Once you have a thermal profile, it's important to monitor its performance and make adjustments as needed. Inspect the solder joints for defects such as cold solder joints, solder balls, and voids. If you see any defects, adjust the thermal profile accordingly. For example, if you see cold solder joints, you may need to increase the peak temperature or the time above liquidus (TAL). Think of it as taste-testing your cake and adding more sugar or spice as needed – it ensures that it's just right.

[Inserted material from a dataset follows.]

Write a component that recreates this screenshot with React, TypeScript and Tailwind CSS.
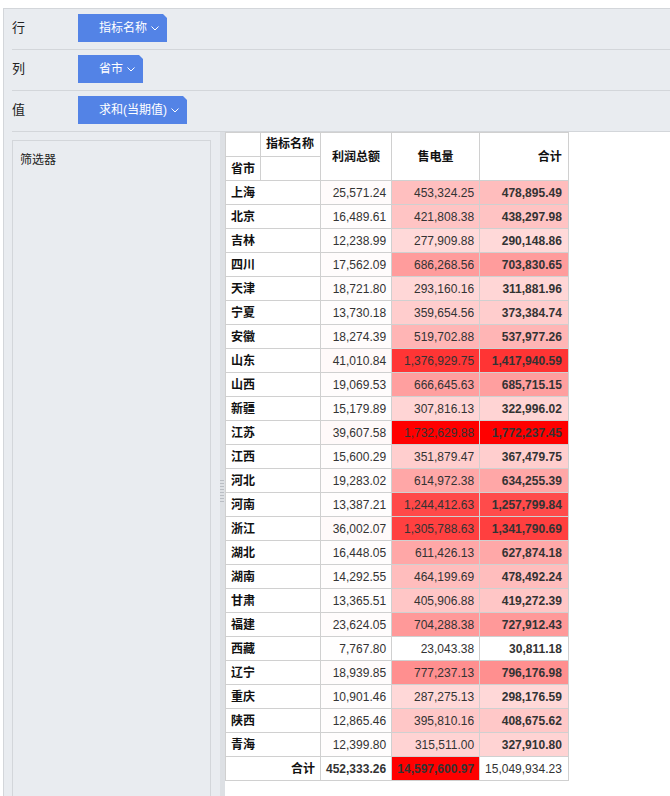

Consider Component Placement

The placement of components on the PCB can affect the thermal profile. Place larger components near the center of the board, where the temperature is more uniform. Avoid placing heat-sensitive components near high-power components. Use thermal vias to conduct heat away from hot components. Think of it as arranging the ingredients in your cake to ensure even baking – it prevents some parts from burning while others are undercooked.

Run Test Boards

Before running a full production batch, it's a good idea to run a few test boards. This allows you to fine-tune the thermal profile and identify any potential problems. Use the test boards to measure the temperature of critical components and to inspect the solder joints for defects. Think of it as doing a test run of your recipe before inviting guests over for dinner – it ensures that everything goes smoothly.

Mastering the reflow soldering thermal profile is crucial for achieving high-quality solder joints and reliable electronic products. By understanding the key zones of the profile, considering the factors that affect it, and following the tips for optimization, you can ensure that your soldering process is efficient, consistent, and produces excellent results every time. Happy soldering!